---------- RECORDS FOR THIS TASK ----------

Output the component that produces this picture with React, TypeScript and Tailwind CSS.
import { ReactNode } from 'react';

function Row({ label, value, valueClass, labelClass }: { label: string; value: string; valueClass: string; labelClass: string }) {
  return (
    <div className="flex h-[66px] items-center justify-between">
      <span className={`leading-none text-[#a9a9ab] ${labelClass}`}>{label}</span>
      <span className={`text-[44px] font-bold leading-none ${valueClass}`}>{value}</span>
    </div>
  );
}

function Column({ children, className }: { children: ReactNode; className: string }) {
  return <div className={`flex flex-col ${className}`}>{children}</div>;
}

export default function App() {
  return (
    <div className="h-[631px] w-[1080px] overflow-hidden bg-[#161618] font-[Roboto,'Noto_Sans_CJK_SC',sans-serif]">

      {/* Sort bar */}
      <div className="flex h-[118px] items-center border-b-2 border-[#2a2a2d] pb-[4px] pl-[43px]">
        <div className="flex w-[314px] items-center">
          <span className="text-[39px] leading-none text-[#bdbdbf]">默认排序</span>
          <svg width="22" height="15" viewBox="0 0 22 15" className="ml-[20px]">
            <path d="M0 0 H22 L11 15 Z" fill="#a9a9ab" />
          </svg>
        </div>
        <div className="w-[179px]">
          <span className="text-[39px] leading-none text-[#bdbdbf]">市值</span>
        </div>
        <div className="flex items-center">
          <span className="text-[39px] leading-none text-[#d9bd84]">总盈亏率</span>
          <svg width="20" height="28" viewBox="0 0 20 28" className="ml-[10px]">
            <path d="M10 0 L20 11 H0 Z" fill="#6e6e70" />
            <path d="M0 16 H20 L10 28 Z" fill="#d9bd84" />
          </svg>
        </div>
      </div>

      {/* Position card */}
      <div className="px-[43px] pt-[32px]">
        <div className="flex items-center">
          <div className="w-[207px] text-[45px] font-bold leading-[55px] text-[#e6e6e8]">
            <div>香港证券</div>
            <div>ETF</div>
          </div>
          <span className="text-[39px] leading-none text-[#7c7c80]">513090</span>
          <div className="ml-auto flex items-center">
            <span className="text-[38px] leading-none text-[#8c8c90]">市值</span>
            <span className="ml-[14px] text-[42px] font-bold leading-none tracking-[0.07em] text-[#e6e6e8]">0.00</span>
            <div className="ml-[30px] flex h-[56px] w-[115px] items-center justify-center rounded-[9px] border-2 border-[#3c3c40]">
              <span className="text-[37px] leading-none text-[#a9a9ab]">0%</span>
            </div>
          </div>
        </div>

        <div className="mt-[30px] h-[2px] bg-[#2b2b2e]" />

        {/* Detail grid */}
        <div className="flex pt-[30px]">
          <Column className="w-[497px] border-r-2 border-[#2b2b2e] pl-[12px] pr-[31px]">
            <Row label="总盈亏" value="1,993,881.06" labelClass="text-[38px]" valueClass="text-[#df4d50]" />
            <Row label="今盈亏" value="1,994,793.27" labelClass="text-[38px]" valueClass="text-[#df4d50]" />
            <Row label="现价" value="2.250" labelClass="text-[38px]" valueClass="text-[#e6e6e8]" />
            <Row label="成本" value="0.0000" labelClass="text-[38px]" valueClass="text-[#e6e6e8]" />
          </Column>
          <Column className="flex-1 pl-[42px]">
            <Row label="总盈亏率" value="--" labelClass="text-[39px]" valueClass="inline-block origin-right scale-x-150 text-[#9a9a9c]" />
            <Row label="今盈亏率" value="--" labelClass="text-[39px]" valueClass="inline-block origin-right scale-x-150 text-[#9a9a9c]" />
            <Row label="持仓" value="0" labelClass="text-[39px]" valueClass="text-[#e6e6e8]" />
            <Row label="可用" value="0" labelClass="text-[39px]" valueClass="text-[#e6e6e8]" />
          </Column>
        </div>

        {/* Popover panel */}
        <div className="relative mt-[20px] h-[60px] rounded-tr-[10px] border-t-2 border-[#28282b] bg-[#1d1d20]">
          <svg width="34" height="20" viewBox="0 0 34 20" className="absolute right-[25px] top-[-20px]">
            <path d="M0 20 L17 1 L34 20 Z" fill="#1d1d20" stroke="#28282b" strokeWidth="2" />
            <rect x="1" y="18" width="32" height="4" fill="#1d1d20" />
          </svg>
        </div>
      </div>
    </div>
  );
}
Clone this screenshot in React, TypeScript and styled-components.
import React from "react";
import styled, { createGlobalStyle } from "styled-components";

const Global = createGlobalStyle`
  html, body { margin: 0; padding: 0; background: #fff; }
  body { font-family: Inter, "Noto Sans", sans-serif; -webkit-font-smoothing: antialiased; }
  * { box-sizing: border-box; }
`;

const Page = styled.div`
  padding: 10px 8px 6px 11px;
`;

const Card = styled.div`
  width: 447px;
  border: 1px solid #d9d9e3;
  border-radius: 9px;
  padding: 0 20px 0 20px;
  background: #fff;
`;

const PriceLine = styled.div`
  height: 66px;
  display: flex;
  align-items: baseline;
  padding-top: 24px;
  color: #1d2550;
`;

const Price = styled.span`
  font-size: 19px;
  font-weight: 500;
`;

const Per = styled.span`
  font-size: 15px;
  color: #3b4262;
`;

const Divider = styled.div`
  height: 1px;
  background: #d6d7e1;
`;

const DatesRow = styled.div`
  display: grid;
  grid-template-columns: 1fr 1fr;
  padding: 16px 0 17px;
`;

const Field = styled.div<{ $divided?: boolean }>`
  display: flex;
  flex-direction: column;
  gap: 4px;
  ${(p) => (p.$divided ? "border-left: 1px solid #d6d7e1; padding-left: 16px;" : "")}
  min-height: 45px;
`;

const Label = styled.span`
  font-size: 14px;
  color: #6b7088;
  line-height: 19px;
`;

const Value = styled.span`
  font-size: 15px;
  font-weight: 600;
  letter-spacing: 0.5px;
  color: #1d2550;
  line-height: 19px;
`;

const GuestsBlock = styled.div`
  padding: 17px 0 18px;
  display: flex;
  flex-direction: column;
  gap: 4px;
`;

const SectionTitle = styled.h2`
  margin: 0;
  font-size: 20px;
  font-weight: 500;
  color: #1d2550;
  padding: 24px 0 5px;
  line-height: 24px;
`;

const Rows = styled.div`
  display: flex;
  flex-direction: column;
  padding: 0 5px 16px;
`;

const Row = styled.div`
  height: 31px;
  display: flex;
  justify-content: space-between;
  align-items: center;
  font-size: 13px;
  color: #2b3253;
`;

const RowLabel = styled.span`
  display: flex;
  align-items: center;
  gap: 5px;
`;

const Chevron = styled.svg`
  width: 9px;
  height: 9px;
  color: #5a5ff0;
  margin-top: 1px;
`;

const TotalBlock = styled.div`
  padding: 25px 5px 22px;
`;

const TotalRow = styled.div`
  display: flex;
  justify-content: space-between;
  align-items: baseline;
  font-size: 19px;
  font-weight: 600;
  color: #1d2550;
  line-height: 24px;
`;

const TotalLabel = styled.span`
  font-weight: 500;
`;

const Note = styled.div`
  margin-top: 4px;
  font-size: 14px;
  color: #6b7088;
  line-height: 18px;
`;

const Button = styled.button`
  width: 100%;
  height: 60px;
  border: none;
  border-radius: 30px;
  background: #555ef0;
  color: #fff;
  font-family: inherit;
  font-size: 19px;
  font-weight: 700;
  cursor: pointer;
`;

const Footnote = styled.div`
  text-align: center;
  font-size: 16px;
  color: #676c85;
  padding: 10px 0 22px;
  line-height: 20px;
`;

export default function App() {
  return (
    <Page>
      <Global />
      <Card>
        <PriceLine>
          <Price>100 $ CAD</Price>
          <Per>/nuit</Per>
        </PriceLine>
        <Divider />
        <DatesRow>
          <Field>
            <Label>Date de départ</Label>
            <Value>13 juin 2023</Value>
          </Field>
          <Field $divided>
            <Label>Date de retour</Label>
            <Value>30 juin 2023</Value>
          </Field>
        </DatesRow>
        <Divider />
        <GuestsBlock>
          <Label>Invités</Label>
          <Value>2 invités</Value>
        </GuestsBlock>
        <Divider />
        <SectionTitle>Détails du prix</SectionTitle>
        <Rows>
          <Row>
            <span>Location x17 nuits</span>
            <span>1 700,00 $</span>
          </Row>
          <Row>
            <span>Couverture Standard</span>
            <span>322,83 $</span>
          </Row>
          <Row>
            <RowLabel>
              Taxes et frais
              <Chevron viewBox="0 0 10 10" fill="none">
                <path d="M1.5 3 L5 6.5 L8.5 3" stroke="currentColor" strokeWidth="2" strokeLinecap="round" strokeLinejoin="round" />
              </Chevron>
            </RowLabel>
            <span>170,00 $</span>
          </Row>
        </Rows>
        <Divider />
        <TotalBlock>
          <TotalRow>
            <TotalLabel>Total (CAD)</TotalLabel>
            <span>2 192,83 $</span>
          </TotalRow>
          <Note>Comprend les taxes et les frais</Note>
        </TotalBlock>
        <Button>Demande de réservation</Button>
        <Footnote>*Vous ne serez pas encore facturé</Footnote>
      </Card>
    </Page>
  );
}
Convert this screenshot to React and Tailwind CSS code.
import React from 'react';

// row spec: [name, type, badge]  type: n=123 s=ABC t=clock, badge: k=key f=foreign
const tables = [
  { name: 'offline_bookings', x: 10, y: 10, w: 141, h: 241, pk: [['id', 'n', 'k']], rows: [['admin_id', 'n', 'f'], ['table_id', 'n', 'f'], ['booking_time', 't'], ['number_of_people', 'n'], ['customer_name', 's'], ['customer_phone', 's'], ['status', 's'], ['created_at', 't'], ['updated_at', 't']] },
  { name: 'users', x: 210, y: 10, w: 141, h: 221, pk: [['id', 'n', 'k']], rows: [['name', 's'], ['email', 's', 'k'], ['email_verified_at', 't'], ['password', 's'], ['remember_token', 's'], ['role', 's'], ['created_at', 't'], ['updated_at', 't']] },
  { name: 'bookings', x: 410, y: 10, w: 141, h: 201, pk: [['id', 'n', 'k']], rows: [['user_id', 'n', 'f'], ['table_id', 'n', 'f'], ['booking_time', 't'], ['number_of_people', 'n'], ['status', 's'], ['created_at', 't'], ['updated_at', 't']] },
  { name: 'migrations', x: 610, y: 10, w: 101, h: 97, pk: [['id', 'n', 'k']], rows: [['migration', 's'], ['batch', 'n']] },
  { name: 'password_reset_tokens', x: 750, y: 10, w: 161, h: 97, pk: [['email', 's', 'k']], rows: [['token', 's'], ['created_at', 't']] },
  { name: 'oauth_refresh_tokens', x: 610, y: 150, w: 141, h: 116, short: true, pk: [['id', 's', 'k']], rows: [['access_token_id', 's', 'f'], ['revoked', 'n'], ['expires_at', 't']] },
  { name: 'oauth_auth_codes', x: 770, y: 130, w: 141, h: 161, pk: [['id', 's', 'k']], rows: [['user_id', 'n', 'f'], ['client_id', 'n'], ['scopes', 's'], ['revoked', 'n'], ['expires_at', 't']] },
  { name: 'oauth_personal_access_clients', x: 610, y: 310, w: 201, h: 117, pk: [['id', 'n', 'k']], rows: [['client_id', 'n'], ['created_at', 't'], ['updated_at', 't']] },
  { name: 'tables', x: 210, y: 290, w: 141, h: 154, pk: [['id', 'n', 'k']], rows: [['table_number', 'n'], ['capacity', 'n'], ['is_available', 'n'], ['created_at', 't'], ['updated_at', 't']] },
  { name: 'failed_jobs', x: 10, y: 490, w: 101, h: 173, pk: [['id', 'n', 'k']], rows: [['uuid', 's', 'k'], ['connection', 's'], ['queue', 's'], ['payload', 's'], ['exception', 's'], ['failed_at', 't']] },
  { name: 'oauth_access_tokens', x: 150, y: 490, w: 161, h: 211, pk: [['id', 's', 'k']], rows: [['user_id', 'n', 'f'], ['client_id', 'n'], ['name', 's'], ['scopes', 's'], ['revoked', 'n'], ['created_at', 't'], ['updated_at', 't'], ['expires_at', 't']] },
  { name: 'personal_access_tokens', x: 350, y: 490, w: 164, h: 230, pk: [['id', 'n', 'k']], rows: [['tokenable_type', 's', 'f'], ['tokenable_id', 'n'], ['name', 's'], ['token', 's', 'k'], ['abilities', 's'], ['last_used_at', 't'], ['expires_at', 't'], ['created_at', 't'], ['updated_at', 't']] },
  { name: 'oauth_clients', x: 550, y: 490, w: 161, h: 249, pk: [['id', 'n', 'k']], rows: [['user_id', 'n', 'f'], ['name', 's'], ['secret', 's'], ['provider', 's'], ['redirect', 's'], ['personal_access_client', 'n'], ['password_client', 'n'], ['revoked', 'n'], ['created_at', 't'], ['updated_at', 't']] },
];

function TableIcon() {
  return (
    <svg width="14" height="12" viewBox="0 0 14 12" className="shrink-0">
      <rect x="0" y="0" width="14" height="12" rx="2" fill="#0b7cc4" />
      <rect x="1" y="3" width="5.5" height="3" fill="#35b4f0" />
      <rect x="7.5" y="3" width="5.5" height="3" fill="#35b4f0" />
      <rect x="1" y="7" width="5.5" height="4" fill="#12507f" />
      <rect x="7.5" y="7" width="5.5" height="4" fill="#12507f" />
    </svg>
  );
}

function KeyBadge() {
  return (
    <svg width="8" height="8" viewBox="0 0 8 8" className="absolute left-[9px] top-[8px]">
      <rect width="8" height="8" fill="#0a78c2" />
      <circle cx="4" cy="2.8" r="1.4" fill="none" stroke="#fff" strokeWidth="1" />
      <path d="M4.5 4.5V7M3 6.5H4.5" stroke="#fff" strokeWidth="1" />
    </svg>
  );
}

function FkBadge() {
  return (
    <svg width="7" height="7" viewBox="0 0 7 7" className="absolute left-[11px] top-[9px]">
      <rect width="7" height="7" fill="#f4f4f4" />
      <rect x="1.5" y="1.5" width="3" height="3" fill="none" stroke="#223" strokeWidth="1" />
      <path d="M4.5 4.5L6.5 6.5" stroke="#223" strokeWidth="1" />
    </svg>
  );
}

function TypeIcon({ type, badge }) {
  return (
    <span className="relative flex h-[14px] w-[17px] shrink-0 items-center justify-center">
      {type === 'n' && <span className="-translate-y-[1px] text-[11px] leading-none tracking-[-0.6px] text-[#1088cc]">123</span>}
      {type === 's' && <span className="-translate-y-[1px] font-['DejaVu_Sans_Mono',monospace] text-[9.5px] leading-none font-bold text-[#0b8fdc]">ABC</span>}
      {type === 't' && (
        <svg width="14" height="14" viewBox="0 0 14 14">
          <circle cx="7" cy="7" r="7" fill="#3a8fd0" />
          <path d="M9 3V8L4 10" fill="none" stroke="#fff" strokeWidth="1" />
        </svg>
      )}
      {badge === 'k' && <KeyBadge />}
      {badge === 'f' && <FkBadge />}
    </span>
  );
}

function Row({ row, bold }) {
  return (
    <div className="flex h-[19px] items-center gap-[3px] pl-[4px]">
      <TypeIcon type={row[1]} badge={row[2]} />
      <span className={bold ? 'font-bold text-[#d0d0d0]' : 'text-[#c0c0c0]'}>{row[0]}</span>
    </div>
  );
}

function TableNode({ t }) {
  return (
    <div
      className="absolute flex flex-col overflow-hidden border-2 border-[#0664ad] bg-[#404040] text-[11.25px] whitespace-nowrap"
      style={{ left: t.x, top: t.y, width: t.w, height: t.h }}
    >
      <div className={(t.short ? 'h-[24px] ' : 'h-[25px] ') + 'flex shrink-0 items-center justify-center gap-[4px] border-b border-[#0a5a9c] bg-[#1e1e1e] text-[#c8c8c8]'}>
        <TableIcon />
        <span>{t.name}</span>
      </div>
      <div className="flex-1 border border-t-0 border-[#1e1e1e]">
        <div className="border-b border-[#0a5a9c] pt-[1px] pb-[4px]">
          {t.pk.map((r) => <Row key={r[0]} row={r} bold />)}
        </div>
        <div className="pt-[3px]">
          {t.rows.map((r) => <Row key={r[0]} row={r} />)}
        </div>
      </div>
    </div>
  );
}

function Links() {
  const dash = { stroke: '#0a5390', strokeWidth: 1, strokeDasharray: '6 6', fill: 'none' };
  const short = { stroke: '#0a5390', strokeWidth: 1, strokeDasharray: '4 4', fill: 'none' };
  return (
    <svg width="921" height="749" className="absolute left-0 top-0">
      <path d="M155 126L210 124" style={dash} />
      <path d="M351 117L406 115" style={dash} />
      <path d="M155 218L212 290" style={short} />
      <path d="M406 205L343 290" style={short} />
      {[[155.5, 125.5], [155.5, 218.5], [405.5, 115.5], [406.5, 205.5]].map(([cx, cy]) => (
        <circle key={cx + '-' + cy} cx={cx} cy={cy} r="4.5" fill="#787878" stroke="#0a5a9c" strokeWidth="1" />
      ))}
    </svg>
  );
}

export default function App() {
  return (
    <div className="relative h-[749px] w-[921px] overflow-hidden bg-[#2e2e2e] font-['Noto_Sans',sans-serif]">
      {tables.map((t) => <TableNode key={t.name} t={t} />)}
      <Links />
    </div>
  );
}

----------

• **REQUIREMENTS**: Transcribe nothing but the lines from the line with "Convert this screenshot" through the line with "import React from 'react';", reproducing each exactly.

• **TASK RESPONSE**:
Convert this screenshot to React and Tailwind CSS code.
import React from 'react';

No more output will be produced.